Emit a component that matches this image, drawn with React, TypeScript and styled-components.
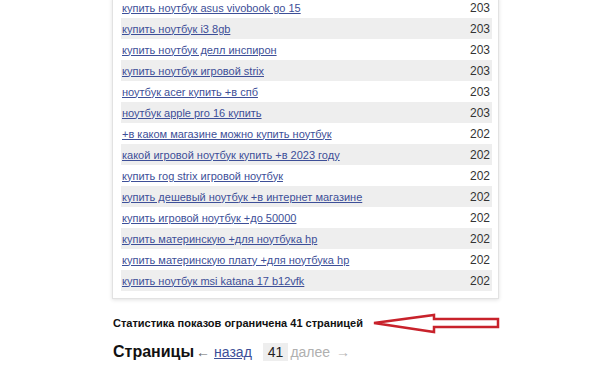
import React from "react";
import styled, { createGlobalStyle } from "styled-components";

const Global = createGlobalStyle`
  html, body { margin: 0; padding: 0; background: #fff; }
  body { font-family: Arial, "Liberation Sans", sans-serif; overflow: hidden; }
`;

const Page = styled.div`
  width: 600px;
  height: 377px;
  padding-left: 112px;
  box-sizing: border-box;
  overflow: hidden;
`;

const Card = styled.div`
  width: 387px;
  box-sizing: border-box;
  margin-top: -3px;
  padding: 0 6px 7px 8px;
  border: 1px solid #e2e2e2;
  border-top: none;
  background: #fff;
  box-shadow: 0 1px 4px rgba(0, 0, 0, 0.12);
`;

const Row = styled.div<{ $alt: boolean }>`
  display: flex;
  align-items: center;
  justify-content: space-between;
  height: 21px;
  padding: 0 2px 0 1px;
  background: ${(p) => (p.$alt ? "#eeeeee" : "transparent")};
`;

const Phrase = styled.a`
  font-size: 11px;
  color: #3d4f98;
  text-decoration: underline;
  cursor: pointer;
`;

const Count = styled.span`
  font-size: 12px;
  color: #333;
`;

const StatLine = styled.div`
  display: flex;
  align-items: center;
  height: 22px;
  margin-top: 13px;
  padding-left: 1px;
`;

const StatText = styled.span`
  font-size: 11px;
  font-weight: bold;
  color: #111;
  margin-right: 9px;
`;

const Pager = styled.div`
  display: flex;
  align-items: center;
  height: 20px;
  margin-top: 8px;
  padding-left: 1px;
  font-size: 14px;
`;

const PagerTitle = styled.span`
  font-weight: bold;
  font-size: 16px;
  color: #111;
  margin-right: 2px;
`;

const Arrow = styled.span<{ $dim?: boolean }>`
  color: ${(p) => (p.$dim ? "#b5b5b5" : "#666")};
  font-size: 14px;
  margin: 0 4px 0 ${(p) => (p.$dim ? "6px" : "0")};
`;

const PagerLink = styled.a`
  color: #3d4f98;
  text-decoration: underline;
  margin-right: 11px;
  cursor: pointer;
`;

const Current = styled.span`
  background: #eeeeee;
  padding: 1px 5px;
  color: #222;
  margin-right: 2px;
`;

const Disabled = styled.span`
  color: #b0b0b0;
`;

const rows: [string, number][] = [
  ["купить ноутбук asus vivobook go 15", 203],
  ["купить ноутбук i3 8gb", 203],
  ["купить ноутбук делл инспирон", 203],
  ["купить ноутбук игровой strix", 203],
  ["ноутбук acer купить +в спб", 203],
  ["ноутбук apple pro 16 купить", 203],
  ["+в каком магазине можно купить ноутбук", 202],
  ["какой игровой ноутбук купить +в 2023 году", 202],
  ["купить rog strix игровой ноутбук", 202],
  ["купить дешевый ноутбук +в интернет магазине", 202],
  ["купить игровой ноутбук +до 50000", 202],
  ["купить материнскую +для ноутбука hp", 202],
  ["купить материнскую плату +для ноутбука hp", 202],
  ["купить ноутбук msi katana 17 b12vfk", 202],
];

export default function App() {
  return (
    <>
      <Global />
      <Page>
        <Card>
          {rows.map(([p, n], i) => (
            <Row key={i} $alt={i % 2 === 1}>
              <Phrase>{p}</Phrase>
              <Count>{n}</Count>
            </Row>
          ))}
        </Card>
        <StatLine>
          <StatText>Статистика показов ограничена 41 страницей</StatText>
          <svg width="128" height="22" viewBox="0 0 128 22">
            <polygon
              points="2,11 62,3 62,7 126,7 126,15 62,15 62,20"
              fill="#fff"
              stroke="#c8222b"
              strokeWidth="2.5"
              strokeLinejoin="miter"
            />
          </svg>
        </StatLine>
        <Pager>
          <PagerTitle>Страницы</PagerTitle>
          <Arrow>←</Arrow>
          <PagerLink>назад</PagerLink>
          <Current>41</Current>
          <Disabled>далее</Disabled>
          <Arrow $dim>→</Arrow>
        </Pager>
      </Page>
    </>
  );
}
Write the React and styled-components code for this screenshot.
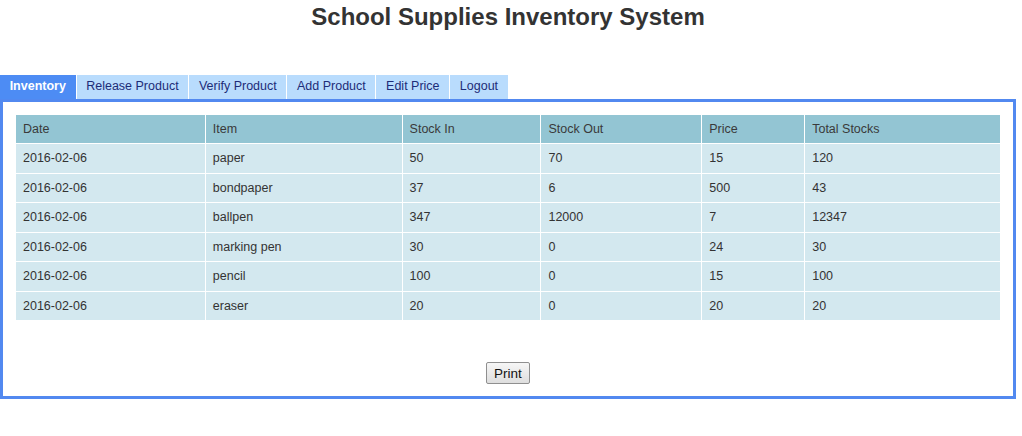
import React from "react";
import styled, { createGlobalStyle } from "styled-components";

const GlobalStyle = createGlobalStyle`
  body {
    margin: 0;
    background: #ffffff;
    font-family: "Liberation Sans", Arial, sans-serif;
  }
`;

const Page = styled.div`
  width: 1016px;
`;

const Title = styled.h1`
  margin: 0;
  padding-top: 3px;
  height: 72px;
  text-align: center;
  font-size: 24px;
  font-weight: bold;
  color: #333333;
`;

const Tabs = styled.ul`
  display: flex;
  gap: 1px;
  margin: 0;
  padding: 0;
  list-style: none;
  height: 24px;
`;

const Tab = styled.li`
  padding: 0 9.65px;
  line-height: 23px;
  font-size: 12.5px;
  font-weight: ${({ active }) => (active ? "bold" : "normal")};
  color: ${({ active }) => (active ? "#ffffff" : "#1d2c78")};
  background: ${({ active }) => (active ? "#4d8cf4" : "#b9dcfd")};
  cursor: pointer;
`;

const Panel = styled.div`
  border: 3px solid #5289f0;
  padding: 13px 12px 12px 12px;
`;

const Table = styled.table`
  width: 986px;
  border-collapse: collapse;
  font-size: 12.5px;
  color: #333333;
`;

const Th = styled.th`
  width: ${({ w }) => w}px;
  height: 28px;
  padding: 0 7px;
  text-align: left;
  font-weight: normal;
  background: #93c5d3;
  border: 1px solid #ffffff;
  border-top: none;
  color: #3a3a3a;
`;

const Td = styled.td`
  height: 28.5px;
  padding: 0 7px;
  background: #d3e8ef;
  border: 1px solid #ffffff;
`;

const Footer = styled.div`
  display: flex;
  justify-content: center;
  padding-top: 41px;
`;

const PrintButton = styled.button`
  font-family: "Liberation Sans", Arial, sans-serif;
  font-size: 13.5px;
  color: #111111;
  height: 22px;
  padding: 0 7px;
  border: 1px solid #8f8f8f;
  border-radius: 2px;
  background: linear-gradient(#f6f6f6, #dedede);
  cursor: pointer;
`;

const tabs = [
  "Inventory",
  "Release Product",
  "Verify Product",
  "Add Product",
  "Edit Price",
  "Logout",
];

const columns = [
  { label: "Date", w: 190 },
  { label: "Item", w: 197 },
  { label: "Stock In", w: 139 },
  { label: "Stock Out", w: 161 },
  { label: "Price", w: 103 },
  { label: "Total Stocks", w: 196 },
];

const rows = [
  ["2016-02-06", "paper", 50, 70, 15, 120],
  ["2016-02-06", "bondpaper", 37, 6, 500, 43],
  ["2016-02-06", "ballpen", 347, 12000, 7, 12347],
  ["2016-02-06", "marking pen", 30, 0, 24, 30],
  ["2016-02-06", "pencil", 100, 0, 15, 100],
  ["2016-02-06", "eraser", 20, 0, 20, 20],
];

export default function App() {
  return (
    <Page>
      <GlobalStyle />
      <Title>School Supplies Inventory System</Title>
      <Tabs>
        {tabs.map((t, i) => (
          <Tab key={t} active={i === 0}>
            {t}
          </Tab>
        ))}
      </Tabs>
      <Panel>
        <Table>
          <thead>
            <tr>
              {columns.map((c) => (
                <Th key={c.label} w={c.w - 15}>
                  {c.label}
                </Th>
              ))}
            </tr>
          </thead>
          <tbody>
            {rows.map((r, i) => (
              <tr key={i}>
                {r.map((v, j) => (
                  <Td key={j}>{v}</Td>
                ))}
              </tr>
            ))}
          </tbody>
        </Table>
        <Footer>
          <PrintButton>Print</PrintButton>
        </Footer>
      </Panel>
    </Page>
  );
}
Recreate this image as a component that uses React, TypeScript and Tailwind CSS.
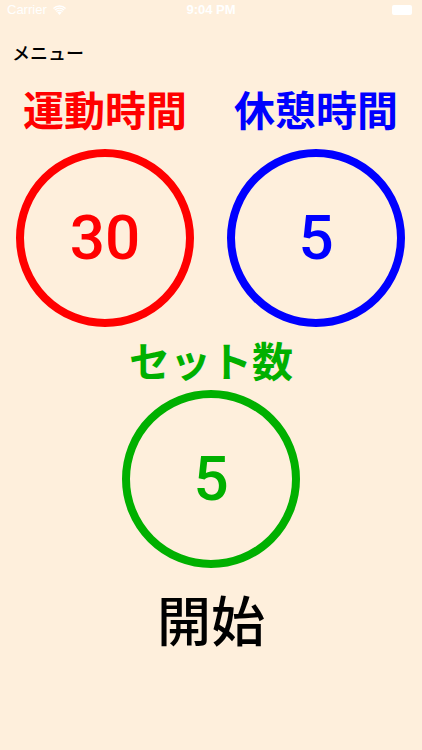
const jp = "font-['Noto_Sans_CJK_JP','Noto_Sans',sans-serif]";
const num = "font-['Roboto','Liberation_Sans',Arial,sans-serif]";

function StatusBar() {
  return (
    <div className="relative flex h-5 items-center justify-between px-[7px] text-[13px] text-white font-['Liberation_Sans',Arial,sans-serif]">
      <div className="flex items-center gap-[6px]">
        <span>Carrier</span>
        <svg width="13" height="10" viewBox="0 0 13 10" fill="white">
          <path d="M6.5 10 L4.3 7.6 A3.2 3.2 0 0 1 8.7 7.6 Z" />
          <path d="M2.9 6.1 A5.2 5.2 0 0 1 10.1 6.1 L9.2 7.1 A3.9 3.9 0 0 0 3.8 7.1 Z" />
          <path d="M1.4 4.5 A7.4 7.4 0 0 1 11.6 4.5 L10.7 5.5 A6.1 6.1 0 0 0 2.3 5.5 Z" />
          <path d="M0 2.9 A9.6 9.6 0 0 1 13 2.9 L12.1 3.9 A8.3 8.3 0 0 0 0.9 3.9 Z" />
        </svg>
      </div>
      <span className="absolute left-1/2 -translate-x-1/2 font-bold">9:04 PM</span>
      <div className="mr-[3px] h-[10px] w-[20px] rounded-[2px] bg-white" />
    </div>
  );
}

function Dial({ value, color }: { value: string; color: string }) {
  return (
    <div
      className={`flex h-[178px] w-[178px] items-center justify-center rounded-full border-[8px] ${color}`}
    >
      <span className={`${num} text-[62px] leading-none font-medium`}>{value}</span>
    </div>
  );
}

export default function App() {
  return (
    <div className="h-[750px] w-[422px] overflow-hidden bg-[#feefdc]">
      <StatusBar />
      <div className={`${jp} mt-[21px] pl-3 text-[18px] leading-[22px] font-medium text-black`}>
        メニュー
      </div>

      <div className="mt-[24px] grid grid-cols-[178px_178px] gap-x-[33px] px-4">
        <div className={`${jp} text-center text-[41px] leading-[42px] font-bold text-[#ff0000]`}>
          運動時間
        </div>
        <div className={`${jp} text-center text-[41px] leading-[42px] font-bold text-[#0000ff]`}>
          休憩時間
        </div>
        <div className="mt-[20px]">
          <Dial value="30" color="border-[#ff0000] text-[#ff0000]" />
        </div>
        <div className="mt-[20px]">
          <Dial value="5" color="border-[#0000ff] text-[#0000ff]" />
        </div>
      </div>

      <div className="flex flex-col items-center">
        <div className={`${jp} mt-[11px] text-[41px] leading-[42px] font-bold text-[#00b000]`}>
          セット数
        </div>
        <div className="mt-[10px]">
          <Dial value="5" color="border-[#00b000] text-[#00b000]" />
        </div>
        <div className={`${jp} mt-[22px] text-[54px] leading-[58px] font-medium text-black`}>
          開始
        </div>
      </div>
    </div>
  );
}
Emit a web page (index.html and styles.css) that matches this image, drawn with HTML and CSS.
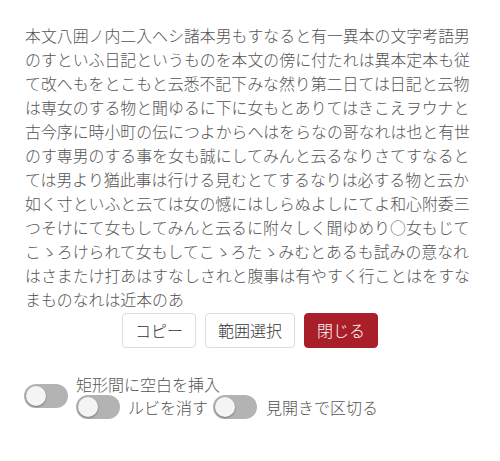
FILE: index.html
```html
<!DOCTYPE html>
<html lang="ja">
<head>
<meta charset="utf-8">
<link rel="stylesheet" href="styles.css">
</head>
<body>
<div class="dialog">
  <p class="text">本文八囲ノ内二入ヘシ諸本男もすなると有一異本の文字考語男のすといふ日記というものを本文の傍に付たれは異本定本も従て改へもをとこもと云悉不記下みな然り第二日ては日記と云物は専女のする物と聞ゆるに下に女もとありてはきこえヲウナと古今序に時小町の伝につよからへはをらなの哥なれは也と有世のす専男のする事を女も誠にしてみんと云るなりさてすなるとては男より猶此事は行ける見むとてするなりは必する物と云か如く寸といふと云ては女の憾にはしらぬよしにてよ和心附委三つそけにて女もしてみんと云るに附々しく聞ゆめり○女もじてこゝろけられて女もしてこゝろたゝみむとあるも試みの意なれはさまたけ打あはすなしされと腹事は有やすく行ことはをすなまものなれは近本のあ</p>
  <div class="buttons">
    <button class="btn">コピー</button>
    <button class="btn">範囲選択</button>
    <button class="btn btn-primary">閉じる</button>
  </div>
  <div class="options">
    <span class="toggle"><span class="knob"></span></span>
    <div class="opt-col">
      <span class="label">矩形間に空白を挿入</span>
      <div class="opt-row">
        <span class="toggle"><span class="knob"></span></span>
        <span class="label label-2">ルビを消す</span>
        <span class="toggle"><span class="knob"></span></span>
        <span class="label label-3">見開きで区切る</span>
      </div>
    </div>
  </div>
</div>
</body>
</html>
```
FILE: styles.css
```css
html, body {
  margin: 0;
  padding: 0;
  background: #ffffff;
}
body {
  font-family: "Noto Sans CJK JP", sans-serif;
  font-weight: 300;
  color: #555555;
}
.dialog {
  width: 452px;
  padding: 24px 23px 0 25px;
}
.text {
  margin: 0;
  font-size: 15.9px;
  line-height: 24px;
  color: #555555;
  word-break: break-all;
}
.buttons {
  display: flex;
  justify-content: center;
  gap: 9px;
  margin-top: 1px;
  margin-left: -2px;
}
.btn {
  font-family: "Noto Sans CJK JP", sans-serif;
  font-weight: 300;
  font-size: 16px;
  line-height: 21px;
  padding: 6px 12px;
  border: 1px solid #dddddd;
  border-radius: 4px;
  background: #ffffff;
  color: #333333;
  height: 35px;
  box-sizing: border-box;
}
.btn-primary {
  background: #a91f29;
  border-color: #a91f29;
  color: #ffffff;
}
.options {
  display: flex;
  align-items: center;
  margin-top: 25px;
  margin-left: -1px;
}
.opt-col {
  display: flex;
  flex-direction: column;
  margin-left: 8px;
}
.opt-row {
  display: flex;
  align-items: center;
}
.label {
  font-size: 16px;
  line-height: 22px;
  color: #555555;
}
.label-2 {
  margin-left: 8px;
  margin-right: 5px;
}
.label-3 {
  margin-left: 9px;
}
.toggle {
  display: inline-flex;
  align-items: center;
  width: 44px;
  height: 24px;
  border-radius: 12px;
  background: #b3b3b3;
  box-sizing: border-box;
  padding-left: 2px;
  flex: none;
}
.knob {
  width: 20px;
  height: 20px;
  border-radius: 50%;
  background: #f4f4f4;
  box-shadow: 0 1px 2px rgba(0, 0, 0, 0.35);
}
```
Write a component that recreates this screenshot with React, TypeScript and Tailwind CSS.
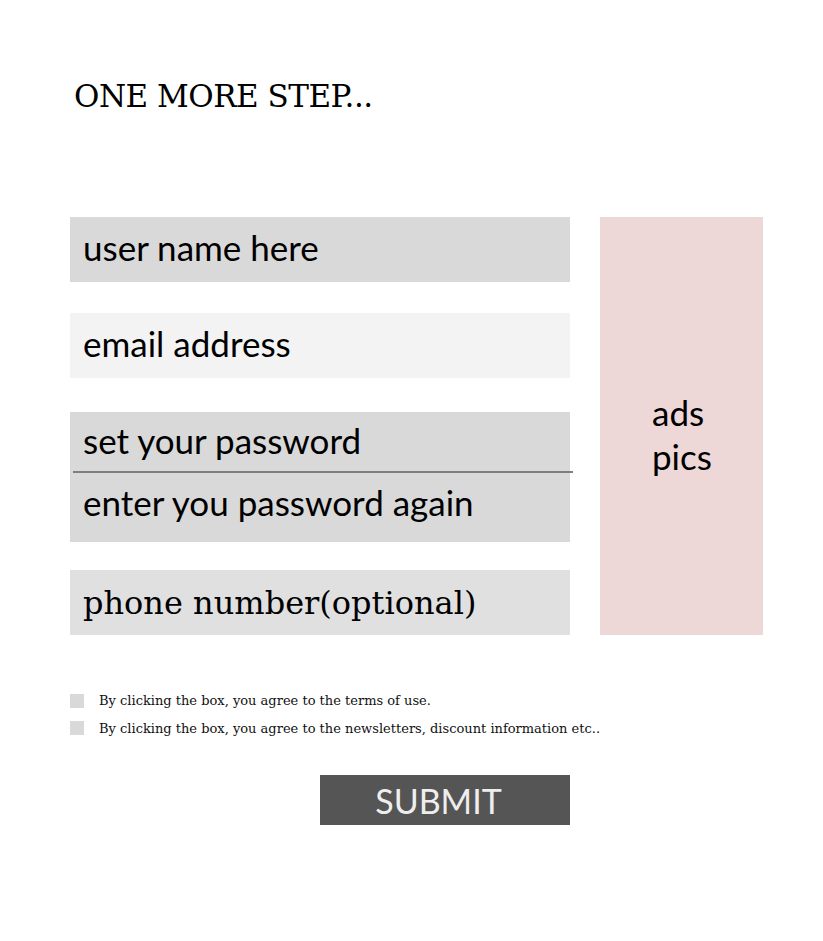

•••

> [STATED TASK] Among the lines of the data, identify those with the word "components". Copy each of them.

> [RESULT]
Emit a component that matches this image, drawn with React, TypeScript and styled-components.
import styled, { createGlobalStyle } from "styled-components";
Write the React and styled-components code for this screenshot.
import styled, { createGlobalStyle } from "styled-components";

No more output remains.